Note: You do NOT need to install the “sox” or “flac” packages they mention. Asterisk records voicemails in wav audio format. In the guide above, the files had to be converted to “.flac” format for Google, but IBM can use the original “.wav” audio file. - Replace the following lines:
# convert wav file to flac compatible for Google speech recognition
sox stream.part3.wav -r 16000 -b 16 -c 1 audio.flac vad reverse vad reverse lowpass -2 2500
# call Google Voice Recognition sending flac file as POST
curl --data-binary @audio.flac --header 'Content-type: audio/x-flac; rate=16000' 'https://www.google.com/speech-api/v1/recognize?xjerr=1&client=chromium&pfilter=0&lang='$LANGUAGE'&maxresults=1' 1>audio.txt
# extract the transcript and confidence results
FILETOOBIG=`cat audio.txt | grep "<HTML>"`
TRANSCRIPT=`cat audio.txt | cut -d"," -f3 | sed 's/^.*utterance\":\"\(.*\)\"$/\1/g'`
CONFIDENCE=`cat audio.txt | cut -d"," -f4 | sed 's/^.*confidence\":0.\([0-9][0-9]\).*$/\1/g'`
With these new lines:CURL_OPTS=""
API_PASSWORD="XXXXXXXXXXXXXXXXXXXXXXXXXXXXXXXXXXXXXX"

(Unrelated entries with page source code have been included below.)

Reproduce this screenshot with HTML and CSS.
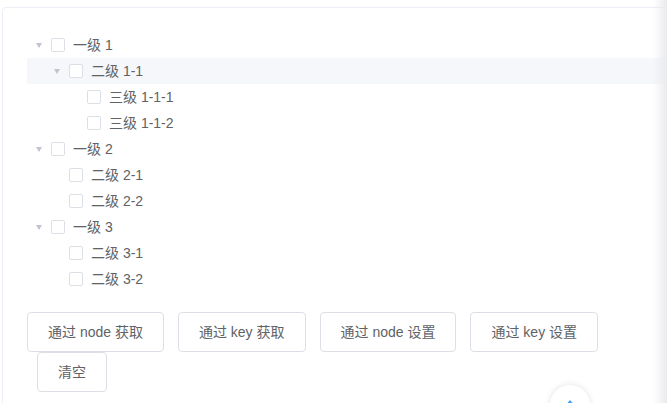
FILE: index.html
```html
<!DOCTYPE html>
<html>
<head>
<meta charset="utf-8">
<link rel="stylesheet" href="styles.css">
</head>
<body>
<div class="card">
  <div class="tree">
    <div class="node lv1"><span class="caret open"></span><span class="cb"></span><span class="label">一级 1</span></div>
    <div class="node lv2 hover"><span class="caret open"></span><span class="cb"></span><span class="label">二级 1-1</span></div>
    <div class="node lv3"><span class="caret leaf"></span><span class="cb"></span><span class="label">三级 1-1-1</span></div>
    <div class="node lv3"><span class="caret leaf"></span><span class="cb"></span><span class="label">三级 1-1-2</span></div>
    <div class="node lv1"><span class="caret open"></span><span class="cb"></span><span class="label">一级 2</span></div>
    <div class="node lv2"><span class="caret leaf"></span><span class="cb"></span><span class="label">二级 2-1</span></div>
    <div class="node lv2"><span class="caret leaf"></span><span class="cb"></span><span class="label">二级 2-2</span></div>
    <div class="node lv1"><span class="caret open"></span><span class="cb"></span><span class="label">一级 3</span></div>
    <div class="node lv2"><span class="caret leaf"></span><span class="cb"></span><span class="label">二级 3-1</span></div>
    <div class="node lv2"><span class="caret leaf"></span><span class="cb"></span><span class="label">二级 3-2</span></div>
  </div>
  <div class="buttons"><button class="btn first">通过 node 获取</button> <button class="btn">通过 key 获取</button> <button class="btn">通过 node 设置</button> <button class="btn">通过 key 设置</button> <button class="btn">清空</button></div>
</div>
<div class="edge-shadow"></div>
<div class="backtop"><span class="backtop-icon"></span></div>
</body>
</html>
```
FILE: styles.css
```css
html, body {
  margin: 0;
  padding: 0;
  overflow: hidden;
  height: 403px;
  background: #fff;
}
body {
  font-family: "Liberation Sans", "Noto Sans CJK SC", sans-serif;
  font-size: 14px;
  color: #606266;
  position: relative;
}
.card {
  margin: 7px 0 0 2px;
  width: 640px;
  height: 370px;
  padding: 24px;
  border: 1px solid #ebeef5;
  border-radius: 4px;
  background: #fff;
}
.tree {
  display: flex;
  flex-direction: column;
}
.node {
  display: flex;
  align-items: center;
  height: 26px;
}
.node.hover {
  background: #f5f7fa;
}
.lv2 { padding-left: 18px; }
.lv3 { padding-left: 36px; }
.caret {
  width: 24px;
  height: 24px;
  display: flex;
  align-items: center;
  justify-content: center;
  flex: none;
}
.caret.open::before {
  content: "";
  width: 0;
  height: 0;
  border-left: 3.5px solid transparent;
  border-right: 3.5px solid transparent;
  border-top: 5px solid #c0c4cc;
}
.cb {
  width: 12px;
  height: 12px;
  border: 1px solid #dcdfe6;
  border-radius: 2px;
  background: #fff;
  margin-right: 8px;
  flex: none;
}
.label {
  line-height: 26px;
}
.buttons {
  margin-top: 20px;
  font-size: 0;
}
.btn {
  display: inline-block;
  font-family: "Liberation Sans", "Noto Sans CJK SC", sans-serif;
  font-size: 14px;
  color: #606266;
  background: #fff;
  border: 1px solid #dcdfe6;
  border-radius: 4px;
  padding: 0 20px;
  height: 40px;
  line-height: 38px;
  margin: 0 0 0 14px;
  vertical-align: top;
}
.btn.first {
  margin-left: 0;
}
.btn:last-child {
  margin-left: 10px;
}
.edge-shadow {
  position: absolute;
  top: 0;
  right: 0;
  width: 14px;
  height: 403px;
  background: linear-gradient(to right, rgba(235,235,240,0), rgba(232,232,237,0.9));
}
.backtop {
  position: absolute;
  left: 550px;
  top: 385px;
  width: 40px;
  height: 40px;
  border-radius: 50%;
  background: #fff;
  box-shadow: 0 0 6px rgba(0,0,0,0.12);
  display: flex;
  justify-content: center;
}
.backtop-icon {
  margin-top: 15px;
  width: 0;
  height: 0;
  border-left: 5px solid transparent;
  border-right: 5px solid transparent;
  border-bottom: 6px solid #409eff;
}
```
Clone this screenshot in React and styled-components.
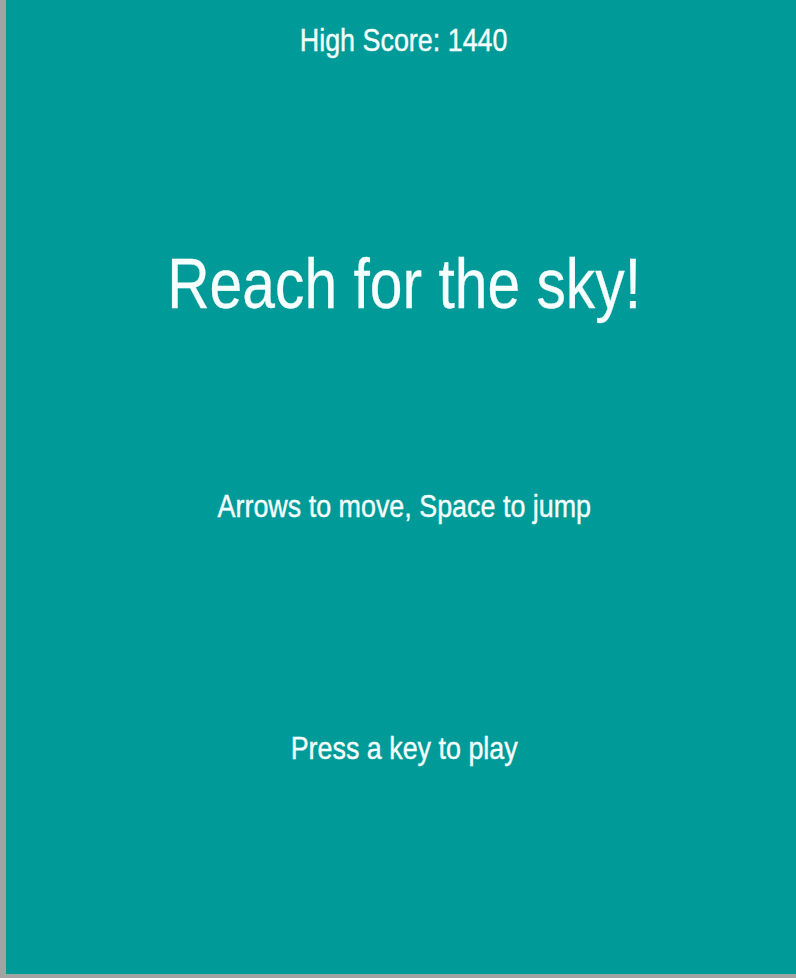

API_URL="https://api.us-south.speech-to-text.watson.cloud.ibm.com/instances/XXXXXXXX-XXXX-XXXX-XXXX-XXXXXXXXXXXX"
# Send WAV to IBM Cloud Speech to Text API. Must use "Narrowband" (aka 8k) model since WAV is 8k sample.
curl -s $CURL_OPTS -k -u apikey:$API_PASSWORD -X POST \
--limit-rate 40000 \
--header "Content-Type: audio/wav" \
--data-binary @stream.part3.wav \
"${API_URL}/v1/recognize?model=en-US_Telephony&smart_formatting=true" 1>audio.txt
# Extract transcript results from JSON response
TRANSCRIPT=`cat audio.txt | grep transcript | sed 's#^.*"transcript": "##g' | sed 's# "$##g'` - Optional – If you use a proxy server, you may need to specify curl options similar to those shown below.
CURL_OPTS="-x squid.example.org:3128"
- Optional Tip – I added the following option to my CURL OPTS on an older server that was receiving an SSL error. This forced TLSv1 to resolve the issue.
CURL_OPTS="--tlsv1 -x squid.example.org:3128"
- You may want to remove the extra lines related to FILETOOBIG and CONFIDENCE since we do not use these with IBM Cloud.
- Call into your Asterisk PBX and leave a message. Asterisk should now send you an email with a transcription!